> **Goal**
List, from the lines below, each one with "components" in it.

-- START OF Recorded data --

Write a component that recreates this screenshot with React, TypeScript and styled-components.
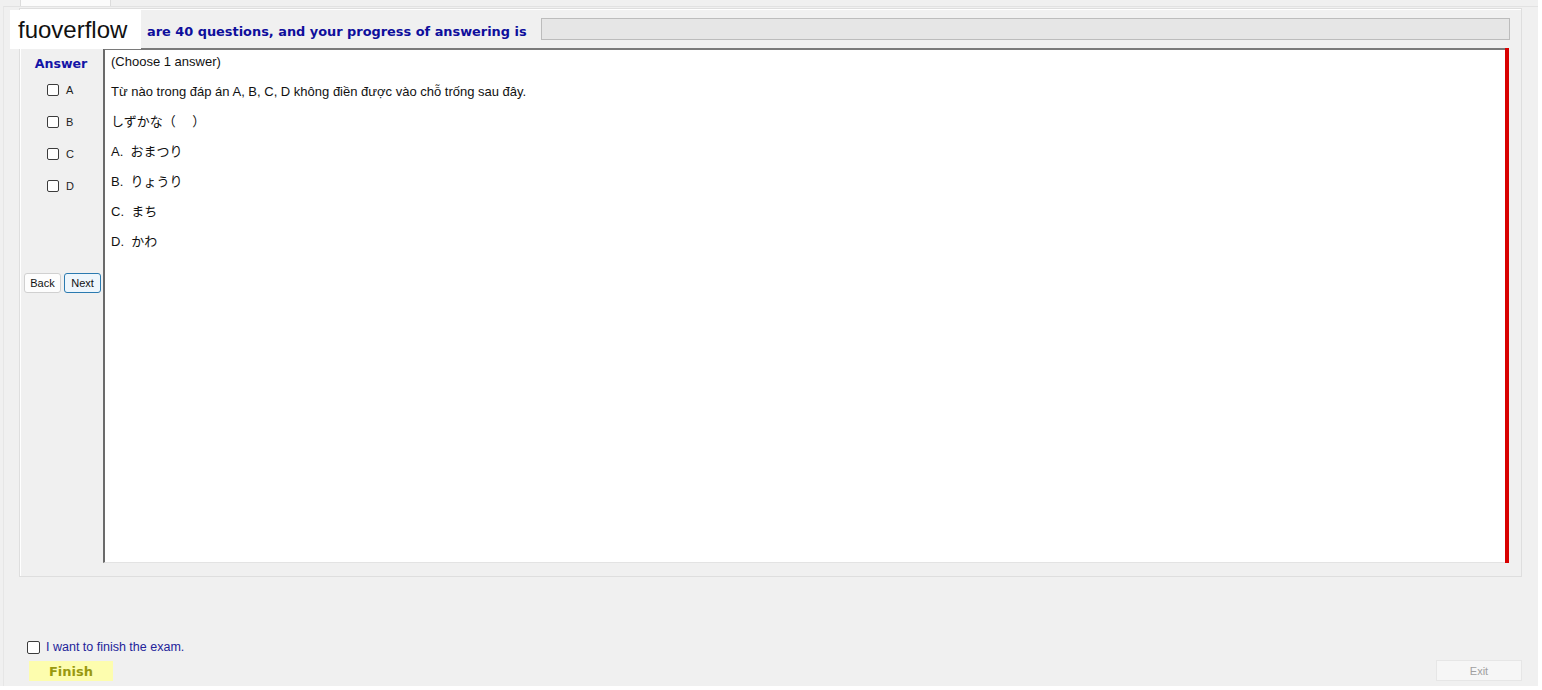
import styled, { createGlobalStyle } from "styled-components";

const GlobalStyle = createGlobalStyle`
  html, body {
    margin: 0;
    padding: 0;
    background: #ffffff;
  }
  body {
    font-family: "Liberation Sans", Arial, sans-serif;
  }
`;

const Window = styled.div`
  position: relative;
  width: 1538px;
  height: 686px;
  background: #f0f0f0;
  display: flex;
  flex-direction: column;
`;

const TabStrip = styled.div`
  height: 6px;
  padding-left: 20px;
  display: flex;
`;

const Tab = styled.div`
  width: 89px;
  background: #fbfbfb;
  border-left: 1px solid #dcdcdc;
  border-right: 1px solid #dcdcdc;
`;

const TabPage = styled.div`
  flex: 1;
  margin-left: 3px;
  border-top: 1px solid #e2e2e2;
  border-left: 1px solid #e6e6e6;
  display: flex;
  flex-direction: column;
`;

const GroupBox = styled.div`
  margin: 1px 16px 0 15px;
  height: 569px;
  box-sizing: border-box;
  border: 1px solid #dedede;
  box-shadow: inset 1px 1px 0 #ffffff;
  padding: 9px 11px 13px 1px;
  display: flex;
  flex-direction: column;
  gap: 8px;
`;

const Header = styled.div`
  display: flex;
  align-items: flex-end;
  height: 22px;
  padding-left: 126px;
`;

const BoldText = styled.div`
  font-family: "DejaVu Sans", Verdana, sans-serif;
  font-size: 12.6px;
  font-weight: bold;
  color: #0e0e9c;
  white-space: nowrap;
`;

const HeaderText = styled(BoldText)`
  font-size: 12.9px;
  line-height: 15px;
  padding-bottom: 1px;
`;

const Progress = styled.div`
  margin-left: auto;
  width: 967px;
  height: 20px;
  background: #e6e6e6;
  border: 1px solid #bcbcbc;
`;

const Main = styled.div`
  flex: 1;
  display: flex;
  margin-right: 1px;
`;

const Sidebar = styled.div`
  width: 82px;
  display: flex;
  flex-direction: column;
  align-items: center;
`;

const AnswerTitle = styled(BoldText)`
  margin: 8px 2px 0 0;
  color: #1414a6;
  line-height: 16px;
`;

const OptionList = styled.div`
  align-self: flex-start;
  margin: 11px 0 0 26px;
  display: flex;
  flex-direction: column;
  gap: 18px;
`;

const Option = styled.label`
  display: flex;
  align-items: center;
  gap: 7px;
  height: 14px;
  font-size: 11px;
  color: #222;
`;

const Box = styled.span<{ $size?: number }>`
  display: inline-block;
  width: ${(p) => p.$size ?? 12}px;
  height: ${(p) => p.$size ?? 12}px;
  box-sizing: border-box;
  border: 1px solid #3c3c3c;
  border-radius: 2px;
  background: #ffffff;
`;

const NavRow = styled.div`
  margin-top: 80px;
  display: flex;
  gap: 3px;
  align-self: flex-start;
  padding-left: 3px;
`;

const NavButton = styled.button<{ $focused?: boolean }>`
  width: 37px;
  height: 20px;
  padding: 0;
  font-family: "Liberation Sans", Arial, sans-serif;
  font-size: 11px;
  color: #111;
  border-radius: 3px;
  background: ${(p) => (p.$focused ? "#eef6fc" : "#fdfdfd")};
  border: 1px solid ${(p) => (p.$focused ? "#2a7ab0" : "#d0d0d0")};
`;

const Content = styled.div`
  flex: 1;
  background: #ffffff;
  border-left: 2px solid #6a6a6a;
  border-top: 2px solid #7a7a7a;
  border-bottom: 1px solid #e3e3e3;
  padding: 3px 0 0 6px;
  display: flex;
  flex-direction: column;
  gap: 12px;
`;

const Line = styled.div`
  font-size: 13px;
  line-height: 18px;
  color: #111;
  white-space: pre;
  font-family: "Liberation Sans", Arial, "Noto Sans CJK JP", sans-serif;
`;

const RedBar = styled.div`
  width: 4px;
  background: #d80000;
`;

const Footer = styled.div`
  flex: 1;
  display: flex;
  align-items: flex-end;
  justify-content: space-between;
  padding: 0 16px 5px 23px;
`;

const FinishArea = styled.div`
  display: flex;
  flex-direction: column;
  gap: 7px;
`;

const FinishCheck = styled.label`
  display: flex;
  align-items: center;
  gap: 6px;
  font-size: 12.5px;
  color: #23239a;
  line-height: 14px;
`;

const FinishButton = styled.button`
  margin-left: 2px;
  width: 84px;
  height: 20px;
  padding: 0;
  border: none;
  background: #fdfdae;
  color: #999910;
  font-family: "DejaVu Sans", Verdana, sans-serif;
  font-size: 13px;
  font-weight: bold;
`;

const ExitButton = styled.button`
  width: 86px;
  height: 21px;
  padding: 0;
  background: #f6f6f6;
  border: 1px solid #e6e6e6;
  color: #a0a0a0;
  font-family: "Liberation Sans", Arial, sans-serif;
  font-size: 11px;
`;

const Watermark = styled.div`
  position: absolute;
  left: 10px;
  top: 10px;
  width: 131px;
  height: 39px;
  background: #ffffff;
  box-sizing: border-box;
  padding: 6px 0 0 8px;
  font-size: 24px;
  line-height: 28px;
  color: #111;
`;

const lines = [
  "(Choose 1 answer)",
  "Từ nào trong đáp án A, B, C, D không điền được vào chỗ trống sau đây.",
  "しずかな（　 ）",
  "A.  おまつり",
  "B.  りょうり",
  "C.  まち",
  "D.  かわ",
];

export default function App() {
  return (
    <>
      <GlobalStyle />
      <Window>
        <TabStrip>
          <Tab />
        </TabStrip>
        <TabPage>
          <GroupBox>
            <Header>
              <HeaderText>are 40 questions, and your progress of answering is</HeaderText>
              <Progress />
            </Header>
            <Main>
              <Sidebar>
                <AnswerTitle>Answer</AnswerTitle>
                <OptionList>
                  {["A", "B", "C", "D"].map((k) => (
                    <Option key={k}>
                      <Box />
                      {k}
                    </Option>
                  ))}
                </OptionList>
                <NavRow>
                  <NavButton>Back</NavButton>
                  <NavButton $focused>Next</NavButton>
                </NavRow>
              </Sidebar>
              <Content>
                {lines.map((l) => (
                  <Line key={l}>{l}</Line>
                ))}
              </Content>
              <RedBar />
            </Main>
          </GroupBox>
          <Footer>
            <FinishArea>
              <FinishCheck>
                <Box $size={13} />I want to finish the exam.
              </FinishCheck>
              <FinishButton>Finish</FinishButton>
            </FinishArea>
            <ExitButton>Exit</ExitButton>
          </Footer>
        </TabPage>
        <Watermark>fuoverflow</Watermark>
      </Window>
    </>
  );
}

-- END OF Recorded data --

> **Output**
Write a component that recreates this screenshot with React, TypeScript and styled-components.
import styled, { createGlobalStyle } from "styled-components";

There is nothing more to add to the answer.